Mr Milutinovic, the man with de jure authority over the military forces which were responsible for much of the carnage and forced deportations in Kosovo, was charged with crimes against humanity including murder, deportation and persecution, and one charge of war crimes. He pleaded not guilty on the grounds that he had little real power, and the court under Judge Iain Bonomy accepted his claim. Charged in 1999, he surrendered in January 2003, one month after his five-year presidential term finished.

The toughest sentences were handed down to Nikola Sainovic, former vice prime minister; General Nebojsa Pavkovic, commander of the Serb army in Kosovo; and police commander General Sreten Lukic, who received 22-year sentences. The ex-Yugoslav army chief of staff Dragoljub Ojdanic and former general Vladimir Lazarevic were convicted of deportation and forcible transfer of civilians but acquitted of murder and persecution. They each got 15 years.
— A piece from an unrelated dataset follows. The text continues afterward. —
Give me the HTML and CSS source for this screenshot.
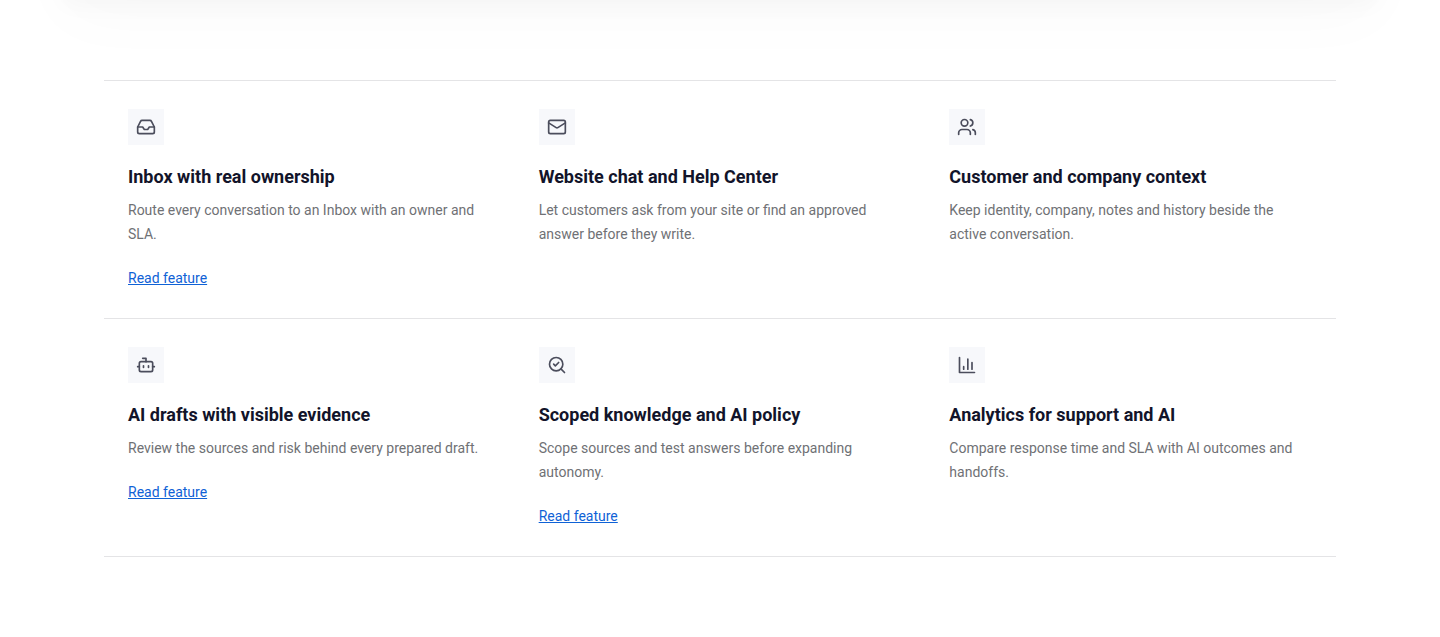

The invisible presence in the court room was Milosevic, whose trial on similar charges was aborted when he died of a heart attack in his cell in The Hague in March 2006. At the trial's opening session Mr Hannis said: "The evidence in this case will show that the six accused... were co-participants with Slobodan Milosevic and other Serbian political, military and police officials in a joint criminal enterprise."

The goal of the enterprise was drastically to alter the ethnic balance in Kosovo, which has an important place in Serbian nationalist mythology but a population that is overwhelmingly Kosovar. More than a third of the Kosovar population was forced out of the country, but the vast majority returned in the following months, after the 78-day Nato bombing campaign ended Serb defiance.

Several Serbian TV stations aired the sentencing direct from the international war crimes tribunal, with state-controlled Radio Television of Serbia opening its afternoon news programme with a suggestion that war crimes were "allegedly" committed in Kosovo.

It is clear the nation is still in denial over what happened in Kosovo and cares little for the human suffering of ethnic Albanians. The prevailing opinion remains the Kosovo Albanians were "secessionists" and the state had every right to act against an armed rebellion led by the Kosovo Liberation Army (KLA).

Branko Ruzic, of the Socialist Party of Serbia – Milosevic's old party – said the men sentenced yesterday were "acting in accordance with Constitution, defending the territorial sovereignty and integrity of Serbia".